(Job): Output the full listing below exactly as it reads, and skip anything that is a picture.

(Collected material):
☆ ☆ ☆ ☆ ☆
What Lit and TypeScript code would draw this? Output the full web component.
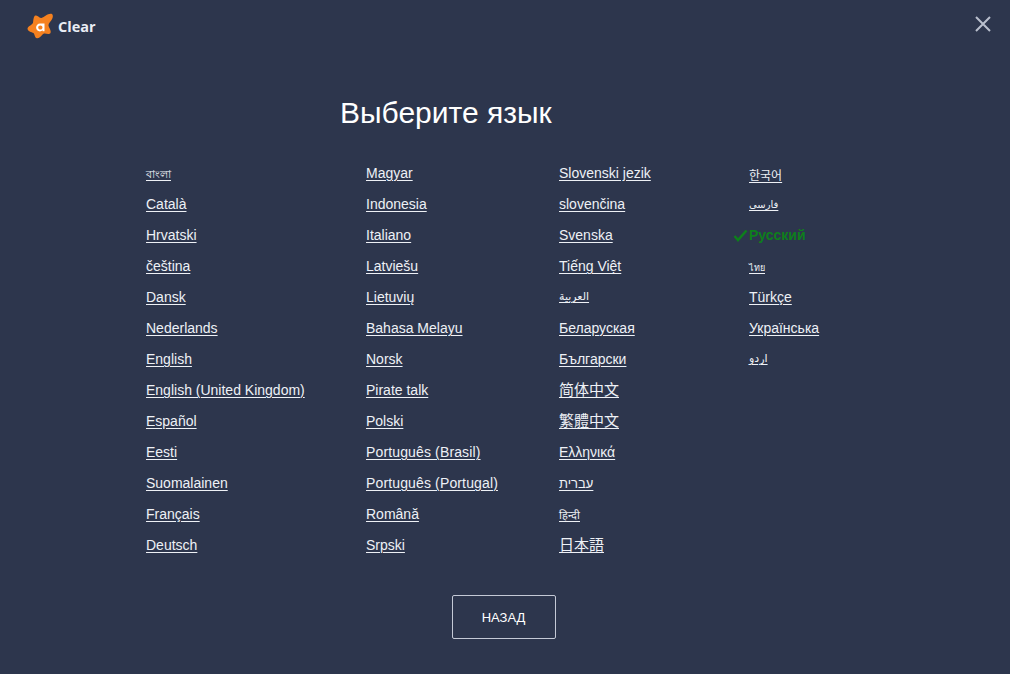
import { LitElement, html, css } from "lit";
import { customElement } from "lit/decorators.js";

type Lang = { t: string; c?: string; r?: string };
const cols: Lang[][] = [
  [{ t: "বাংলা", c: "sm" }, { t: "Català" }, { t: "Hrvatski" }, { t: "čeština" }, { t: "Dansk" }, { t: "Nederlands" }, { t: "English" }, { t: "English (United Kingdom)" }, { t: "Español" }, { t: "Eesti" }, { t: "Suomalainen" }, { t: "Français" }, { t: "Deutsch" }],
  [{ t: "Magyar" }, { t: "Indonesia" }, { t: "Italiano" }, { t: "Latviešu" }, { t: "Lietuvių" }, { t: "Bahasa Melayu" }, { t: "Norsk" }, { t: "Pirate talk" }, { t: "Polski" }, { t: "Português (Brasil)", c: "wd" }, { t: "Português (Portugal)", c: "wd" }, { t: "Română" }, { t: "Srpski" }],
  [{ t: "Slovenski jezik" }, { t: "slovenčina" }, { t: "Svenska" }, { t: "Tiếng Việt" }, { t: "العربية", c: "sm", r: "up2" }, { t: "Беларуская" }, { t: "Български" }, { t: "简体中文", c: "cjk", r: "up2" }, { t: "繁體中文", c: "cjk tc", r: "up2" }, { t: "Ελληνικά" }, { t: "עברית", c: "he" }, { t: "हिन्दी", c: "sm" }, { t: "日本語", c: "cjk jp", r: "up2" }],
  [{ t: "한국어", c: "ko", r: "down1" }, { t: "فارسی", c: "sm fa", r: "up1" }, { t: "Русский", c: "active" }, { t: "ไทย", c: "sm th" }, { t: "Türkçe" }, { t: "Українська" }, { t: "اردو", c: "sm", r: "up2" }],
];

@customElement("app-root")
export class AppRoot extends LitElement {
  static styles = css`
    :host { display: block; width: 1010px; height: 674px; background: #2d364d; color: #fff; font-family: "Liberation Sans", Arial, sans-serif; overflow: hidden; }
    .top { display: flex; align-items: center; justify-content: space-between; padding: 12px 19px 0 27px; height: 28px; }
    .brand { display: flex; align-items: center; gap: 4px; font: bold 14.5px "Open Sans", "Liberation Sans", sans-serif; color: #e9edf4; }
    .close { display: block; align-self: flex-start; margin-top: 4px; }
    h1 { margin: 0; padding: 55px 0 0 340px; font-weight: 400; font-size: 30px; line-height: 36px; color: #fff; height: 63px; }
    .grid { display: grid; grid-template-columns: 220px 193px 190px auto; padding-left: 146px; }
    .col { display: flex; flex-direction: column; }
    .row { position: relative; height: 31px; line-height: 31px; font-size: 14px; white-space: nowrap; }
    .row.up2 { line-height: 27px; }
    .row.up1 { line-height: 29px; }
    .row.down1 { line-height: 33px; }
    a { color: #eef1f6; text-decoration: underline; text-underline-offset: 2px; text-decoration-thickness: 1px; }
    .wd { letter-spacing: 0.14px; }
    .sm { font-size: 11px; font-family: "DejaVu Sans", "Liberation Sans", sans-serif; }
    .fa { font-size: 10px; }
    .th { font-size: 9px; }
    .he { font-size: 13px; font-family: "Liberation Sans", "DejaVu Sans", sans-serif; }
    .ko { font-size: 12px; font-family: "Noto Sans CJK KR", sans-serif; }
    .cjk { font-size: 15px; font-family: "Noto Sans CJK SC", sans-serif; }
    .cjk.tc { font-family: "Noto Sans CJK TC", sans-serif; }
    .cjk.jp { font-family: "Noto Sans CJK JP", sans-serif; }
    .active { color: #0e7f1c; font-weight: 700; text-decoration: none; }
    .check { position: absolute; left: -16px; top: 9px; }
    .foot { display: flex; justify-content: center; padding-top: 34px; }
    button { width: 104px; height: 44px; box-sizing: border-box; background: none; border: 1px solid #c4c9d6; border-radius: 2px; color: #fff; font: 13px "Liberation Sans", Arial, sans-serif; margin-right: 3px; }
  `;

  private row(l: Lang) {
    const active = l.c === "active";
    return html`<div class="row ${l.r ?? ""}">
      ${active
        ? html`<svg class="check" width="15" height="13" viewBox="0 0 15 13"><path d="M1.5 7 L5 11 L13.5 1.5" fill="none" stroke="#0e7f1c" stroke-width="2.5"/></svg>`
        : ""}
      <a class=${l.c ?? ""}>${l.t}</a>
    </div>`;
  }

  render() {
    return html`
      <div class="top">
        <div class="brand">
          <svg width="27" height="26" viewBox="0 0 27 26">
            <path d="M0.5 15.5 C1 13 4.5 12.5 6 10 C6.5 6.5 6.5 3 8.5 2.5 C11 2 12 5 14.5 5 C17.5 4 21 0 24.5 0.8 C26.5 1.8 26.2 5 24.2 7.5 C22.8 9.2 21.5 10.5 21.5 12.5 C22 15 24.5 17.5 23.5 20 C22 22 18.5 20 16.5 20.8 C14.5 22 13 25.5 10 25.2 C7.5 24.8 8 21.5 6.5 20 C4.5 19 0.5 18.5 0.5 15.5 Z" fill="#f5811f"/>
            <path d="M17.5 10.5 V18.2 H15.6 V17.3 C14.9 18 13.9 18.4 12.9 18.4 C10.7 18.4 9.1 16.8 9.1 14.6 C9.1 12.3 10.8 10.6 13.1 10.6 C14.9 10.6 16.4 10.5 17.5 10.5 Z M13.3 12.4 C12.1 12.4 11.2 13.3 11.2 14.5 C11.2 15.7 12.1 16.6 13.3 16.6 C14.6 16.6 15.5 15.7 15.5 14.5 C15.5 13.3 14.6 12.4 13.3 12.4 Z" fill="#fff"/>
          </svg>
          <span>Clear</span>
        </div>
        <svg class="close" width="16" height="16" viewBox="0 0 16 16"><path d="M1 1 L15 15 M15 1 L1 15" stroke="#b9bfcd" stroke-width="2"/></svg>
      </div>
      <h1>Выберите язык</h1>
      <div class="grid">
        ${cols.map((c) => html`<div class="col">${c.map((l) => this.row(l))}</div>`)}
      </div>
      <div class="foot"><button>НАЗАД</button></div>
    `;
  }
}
☆ ☆ ☆ ☆ ☆
(Correct response):
What Lit and TypeScript code would draw this? Output the full web component.
import { LitElement, html, css } from "lit";
import { customElement } from "lit/decorators.js";

type Lang = { t: string; c?: string; r?: string };
const cols: Lang[][] = [
  [{ t: "বাংলা", c: "sm" }, { t: "Català" }, { t: "Hrvatski" }, { t: "čeština" }, { t: "Dansk" }, { t: "Nederlands" }, { t: "English" }, { t: "English (United Kingdom)" }, { t: "Español" }, { t: "Eesti" }, { t: "Suomalainen" }, { t: "Français" }, { t: "Deutsch" }],
  [{ t: "Magyar" }, { t: "Indonesia" }, { t: "Italiano" }, { t: "Latviešu" }, { t: "Lietuvių" }, { t: "Bahasa Melayu" }, { t: "Norsk" }, { t: "Pirate talk" }, { t: "Polski" }, { t: "Português (Brasil)", c: "wd" }, { t: "Português (Portugal)", c: "wd" }, { t: "Română" }, { t: "Srpski" }],
  [{ t: "Slovenski jezik" }, { t: "slovenčina" }, { t: "Svenska" }, { t: "Tiếng Việt" }, { t: "العربية", c: "sm", r: "up2" }, { t: "Беларуская" }, { t: "Български" }, { t: "简体中文", c: "cjk", r: "up2" }, { t: "繁體中文", c: "cjk tc", r: "up2" }, { t: "Ελληνικά" }, { t: "עברית", c: "he" }, { t: "हिन्दी", c: "sm" }, { t: "日本語", c: "cjk jp", r: "up2" }],
  [{ t: "한국어", c: "ko", r: "down1" }, { t: "فارسی", c: "sm fa", r: "up1" }, { t: "Русский", c: "active" }, { t: "ไทย", c: "sm th" }, { t: "Türkçe" }, { t: "Українська" }, { t: "اردو", c: "sm", r: "up2" }],
];

@customElement("app-root")
export class AppRoot extends LitElement {
  static styles = css`
    :host { display: block; width: 1010px; height: 674px; background: #2d364d; color: #fff; font-family: "Liberation Sans", Arial, sans-serif; overflow: hidden; }
    .top { display: flex; align-items: center; justify-content: space-between; padding: 12px 19px 0 27px; height: 28px; }
    .brand { display: flex; align-items: center; gap: 4px; font: bold 14.5px "Open Sans", "Liberation Sans", sans-serif; color: #e9edf4; }
    .close { display: block; align-self: flex-start; margin-top: 4px; }
    h1 { margin: 0; padding: 55px 0 0 340px; font-weight: 400; font-size: 30px; line-height: 36px; color: #fff; height: 63px; }
    .grid { display: grid; grid-template-columns: 220px 193px 190px auto; padding-left: 146px; }
    .col { display: flex; flex-direction: column; }
    .row { position: relative; height: 31px; line-height: 31px; font-size: 14px; white-space: nowrap; }
    .row.up2 { line-height: 27px; }
    .row.up1 { line-height: 29px; }
    .row.down1 { line-height: 33px; }
    a { color: #eef1f6; text-decoration: underline; text-underline-offset: 2px; text-decoration-thickness: 1px; }
    .wd { letter-spacing: 0.14px; }
    .sm { font-size: 11px; font-family: "DejaVu Sans", "Liberation Sans", sans-serif; }
    .fa { font-size: 10px; }
    .th { font-size: 9px; }
    .he { font-size: 13px; font-family: "Liberation Sans", "DejaVu Sans", sans-serif; }
    .ko { font-size: 12px; font-family: "Noto Sans CJK KR", sans-serif; }
    .cjk { font-size: 15px; font-family: "Noto Sans CJK SC", sans-serif; }
    .cjk.tc { font-family: "Noto Sans CJK TC", sans-serif; }
    .cjk.jp { font-family: "Noto Sans CJK JP", sans-serif; }
    .active { color: #0e7f1c; font-weight: 700; text-decoration: none; }
    .check { position: absolute; left: -16px; top: 9px; }
    .foot { display: flex; justify-content: center; padding-top: 34px; }
    button { width: 104px; height: 44px; box-sizing: border-box; background: none; border: 1px solid #c4c9d6; border-radius: 2px; color: #fff; font: 13px "Liberation Sans", Arial, sans-serif; margin-right: 3px; }
  `;

  private row(l: Lang) {
    const active = l.c === "active";
    return html`<div class="row ${l.r ?? ""}">
      ${active
        ? html`<svg class="check" width="15" height="13" viewBox="0 0 15 13"><path d="M1.5 7 L5 11 L13.5 1.5" fill="none" stroke="#0e7f1c" stroke-width="2.5"/></svg>`
        : ""}
      <a class=${l.c ?? ""}>${l.t}</a>
    </div>`;
  }

  render() {
    return html`
      <div class="top">
        <div class="brand">
          <svg width="27" height="26" viewBox="0 0 27 26">
            <path d="M0.5 15.5 C1 13 4.5 12.5 6 10 C6.5 6.5 6.5 3 8.5 2.5 C11 2 12 5 14.5 5 C17.5 4 21 0 24.5 0.8 C26.5 1.8 26.2 5 24.2 7.5 C22.8 9.2 21.5 10.5 21.5 12.5 C22 15 24.5 17.5 23.5 20 C22 22 18.5 20 16.5 20.8 C14.5 22 13 25.5 10 25.2 C7.5 24.8 8 21.5 6.5 20 C4.5 19 0.5 18.5 0.5 15.5 Z" fill="#f5811f"/>
            <path d="M17.5 10.5 V18.2 H15.6 V17.3 C14.9 18 13.9 18.4 12.9 18.4 C10.7 18.4 9.1 16.8 9.1 14.6 C9.1 12.3 10.8 10.6 13.1 10.6 C14.9 10.6 16.4 10.5 17.5 10.5 Z M13.3 12.4 C12.1 12.4 11.2 13.3 11.2 14.5 C11.2 15.7 12.1 16.6 13.3 16.6 C14.6 16.6 15.5 15.7 15.5 14.5 C15.5 13.3 14.6 12.4 13.3 12.4 Z" fill="#fff"/>
          </svg>
          <span>Clear</span>
        </div>
        <svg class="close" width="16" height="16" viewBox="0 0 16 16"><path d="M1 1 L15 15 M15 1 L1 15" stroke="#b9bfcd" stroke-width="2"/></svg>
      </div>
      <h1>Выберите язык</h1>
      <div class="grid">
        ${cols.map((c) => html`<div class="col">${c.map((l) => this.row(l))}</div>`)}
      </div>
      <div class="foot"><button>НАЗАД</button></div>
    `;
  }
}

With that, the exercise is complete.